begin
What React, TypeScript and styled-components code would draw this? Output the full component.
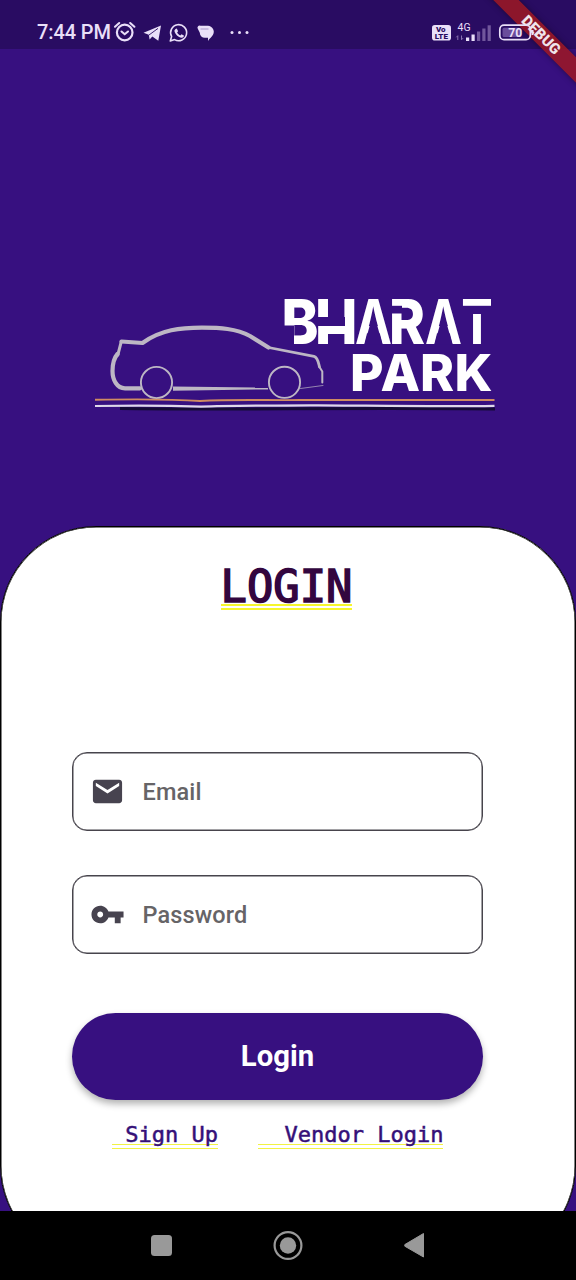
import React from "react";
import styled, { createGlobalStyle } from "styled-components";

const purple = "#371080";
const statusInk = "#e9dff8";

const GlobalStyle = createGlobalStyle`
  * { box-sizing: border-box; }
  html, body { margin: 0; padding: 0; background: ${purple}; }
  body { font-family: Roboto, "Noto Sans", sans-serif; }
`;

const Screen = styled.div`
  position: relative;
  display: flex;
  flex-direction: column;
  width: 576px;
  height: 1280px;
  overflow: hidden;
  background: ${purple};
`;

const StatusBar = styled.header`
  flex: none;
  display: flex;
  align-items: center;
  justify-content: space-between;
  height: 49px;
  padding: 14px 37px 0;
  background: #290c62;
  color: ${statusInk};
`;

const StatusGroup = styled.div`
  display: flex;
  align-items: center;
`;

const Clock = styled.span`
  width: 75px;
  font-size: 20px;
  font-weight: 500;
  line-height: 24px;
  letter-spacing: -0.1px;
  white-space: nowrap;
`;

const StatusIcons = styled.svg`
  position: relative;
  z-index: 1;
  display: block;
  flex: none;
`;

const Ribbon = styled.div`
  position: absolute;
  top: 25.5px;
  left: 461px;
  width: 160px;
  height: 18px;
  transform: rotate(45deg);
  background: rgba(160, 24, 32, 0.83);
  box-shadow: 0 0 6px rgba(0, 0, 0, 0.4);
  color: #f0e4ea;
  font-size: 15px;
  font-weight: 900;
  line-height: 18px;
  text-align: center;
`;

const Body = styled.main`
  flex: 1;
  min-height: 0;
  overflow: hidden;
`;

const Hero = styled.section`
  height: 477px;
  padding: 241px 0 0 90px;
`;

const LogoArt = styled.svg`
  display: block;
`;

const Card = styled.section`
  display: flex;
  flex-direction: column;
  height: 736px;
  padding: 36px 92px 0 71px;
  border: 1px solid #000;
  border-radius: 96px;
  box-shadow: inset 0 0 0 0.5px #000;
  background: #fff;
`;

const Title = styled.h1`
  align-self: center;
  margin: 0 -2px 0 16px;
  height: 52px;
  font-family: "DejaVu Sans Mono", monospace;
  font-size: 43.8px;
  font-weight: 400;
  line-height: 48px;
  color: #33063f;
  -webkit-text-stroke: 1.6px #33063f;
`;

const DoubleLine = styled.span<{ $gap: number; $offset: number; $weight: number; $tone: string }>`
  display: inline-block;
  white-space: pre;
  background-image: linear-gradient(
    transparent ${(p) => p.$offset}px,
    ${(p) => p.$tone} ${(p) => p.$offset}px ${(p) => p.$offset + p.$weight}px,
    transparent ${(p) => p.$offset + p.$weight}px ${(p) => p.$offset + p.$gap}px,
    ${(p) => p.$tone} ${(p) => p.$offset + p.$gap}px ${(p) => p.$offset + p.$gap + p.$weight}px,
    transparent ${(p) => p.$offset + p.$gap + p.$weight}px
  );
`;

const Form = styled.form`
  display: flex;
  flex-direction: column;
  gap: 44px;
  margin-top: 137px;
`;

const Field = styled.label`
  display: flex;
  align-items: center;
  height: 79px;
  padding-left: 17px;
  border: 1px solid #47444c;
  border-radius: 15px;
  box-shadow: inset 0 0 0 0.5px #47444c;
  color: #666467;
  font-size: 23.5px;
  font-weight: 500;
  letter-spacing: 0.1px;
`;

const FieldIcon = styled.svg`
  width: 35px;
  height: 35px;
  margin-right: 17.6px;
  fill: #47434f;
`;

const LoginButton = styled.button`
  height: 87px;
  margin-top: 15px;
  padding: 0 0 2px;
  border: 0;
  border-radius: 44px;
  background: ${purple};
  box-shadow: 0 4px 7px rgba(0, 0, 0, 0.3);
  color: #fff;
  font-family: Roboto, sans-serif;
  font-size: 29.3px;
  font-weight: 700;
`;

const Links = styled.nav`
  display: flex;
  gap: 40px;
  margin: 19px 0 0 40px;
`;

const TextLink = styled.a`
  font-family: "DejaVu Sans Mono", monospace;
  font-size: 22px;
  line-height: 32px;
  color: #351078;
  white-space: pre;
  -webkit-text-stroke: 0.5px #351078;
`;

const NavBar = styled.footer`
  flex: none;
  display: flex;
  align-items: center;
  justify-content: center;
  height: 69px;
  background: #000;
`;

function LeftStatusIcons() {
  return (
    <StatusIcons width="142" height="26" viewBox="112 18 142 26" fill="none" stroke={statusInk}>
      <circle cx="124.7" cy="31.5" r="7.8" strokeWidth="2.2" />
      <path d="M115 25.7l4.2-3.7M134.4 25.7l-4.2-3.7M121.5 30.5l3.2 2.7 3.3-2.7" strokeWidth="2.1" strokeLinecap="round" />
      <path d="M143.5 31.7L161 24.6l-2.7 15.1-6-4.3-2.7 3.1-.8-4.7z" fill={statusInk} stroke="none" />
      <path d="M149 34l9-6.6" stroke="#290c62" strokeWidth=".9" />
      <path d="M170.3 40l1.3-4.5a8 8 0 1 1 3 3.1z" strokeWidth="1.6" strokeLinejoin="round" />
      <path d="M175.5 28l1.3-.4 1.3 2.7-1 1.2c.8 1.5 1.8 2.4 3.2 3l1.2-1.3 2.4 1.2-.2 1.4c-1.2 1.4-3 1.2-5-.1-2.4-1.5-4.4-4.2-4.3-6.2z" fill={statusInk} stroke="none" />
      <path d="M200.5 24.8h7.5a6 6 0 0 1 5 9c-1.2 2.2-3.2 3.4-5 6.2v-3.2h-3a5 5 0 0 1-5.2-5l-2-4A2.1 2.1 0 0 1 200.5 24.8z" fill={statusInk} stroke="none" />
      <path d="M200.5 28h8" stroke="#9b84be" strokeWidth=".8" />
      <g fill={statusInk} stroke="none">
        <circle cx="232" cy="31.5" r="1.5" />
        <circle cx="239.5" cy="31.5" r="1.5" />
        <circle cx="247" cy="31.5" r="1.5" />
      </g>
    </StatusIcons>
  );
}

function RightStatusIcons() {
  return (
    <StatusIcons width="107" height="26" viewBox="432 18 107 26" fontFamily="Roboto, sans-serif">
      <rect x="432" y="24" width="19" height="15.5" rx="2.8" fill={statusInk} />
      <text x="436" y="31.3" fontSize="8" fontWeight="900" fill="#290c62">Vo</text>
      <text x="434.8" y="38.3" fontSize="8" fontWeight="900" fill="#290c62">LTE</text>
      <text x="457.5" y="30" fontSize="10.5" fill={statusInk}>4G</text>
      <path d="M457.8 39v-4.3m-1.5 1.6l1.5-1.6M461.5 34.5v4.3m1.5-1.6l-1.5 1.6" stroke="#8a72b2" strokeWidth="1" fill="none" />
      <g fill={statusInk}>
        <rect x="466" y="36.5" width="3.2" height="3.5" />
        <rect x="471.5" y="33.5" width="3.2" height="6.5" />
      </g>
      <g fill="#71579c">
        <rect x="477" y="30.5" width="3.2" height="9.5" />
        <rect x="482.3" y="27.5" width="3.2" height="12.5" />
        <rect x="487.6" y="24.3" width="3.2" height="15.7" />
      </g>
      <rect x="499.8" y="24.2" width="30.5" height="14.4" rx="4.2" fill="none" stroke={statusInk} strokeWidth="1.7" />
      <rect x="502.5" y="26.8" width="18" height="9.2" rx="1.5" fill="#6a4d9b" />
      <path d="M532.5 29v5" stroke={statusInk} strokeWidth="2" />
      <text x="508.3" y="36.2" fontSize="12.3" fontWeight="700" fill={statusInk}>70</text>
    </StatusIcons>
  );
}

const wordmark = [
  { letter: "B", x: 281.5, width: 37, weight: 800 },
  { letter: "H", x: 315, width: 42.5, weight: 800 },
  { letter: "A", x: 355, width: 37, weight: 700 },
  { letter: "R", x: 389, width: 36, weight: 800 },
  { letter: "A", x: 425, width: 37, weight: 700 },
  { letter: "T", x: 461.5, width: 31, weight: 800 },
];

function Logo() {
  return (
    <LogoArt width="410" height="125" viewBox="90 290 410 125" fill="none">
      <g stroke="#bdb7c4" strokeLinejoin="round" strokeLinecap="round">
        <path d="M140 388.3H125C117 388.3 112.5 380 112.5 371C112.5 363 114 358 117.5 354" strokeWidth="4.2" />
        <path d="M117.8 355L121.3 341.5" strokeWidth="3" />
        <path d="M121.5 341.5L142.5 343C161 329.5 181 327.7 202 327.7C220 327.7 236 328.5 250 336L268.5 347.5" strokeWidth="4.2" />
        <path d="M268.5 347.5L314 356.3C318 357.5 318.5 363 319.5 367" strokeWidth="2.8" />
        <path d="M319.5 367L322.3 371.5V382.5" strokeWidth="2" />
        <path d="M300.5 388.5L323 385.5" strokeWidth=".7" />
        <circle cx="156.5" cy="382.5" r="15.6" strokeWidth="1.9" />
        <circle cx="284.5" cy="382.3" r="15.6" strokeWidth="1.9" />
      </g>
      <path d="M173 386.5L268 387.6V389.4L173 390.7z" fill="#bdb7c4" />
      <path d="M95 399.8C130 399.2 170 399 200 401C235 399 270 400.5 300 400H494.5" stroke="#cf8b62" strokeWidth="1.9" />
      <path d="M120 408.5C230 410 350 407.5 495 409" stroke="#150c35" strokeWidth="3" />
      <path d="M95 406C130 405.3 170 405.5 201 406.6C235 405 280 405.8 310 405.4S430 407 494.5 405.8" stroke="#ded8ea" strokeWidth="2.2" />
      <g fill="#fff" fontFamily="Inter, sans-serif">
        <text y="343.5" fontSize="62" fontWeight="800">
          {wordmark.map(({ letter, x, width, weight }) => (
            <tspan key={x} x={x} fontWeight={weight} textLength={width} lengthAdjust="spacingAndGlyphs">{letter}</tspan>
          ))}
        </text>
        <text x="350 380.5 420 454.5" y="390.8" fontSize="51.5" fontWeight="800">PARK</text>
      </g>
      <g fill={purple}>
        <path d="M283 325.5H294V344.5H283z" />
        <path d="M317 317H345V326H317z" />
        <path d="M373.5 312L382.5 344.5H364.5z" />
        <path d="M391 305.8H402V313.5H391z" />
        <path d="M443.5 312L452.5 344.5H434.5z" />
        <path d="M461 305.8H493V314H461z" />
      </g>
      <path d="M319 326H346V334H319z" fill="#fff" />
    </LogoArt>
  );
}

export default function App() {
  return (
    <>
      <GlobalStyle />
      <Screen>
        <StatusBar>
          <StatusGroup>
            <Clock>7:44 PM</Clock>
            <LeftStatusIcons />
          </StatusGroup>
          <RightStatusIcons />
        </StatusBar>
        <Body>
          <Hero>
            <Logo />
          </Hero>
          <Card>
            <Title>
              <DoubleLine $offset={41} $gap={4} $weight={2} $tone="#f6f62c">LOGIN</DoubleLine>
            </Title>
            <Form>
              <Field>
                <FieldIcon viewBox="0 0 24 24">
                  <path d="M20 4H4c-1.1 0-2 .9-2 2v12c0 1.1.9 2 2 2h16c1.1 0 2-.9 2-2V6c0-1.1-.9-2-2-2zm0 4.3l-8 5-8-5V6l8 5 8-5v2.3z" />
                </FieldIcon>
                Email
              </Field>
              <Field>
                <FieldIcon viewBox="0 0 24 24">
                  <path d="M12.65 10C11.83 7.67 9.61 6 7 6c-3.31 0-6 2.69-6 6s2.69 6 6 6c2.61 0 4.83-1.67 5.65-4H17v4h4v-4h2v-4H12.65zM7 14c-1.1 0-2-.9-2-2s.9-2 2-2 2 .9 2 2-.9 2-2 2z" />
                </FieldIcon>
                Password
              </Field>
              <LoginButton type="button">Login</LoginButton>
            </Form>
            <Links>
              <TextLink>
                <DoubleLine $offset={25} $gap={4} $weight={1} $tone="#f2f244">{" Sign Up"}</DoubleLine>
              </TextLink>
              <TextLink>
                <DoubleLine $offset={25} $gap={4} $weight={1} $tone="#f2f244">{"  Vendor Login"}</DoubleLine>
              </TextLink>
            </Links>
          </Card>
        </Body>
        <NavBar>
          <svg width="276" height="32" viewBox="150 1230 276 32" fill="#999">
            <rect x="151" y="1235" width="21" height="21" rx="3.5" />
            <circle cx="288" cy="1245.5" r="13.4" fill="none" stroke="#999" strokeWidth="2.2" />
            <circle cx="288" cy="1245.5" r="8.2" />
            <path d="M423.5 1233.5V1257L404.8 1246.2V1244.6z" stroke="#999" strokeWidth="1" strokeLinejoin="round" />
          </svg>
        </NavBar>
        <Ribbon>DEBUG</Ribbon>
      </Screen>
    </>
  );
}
end
Your task: Scan the material for lines with the word "React", and copy each line you find.

Written reply:
What React, TypeScript and styled-components code would draw this? Output the full component.
import React from "react";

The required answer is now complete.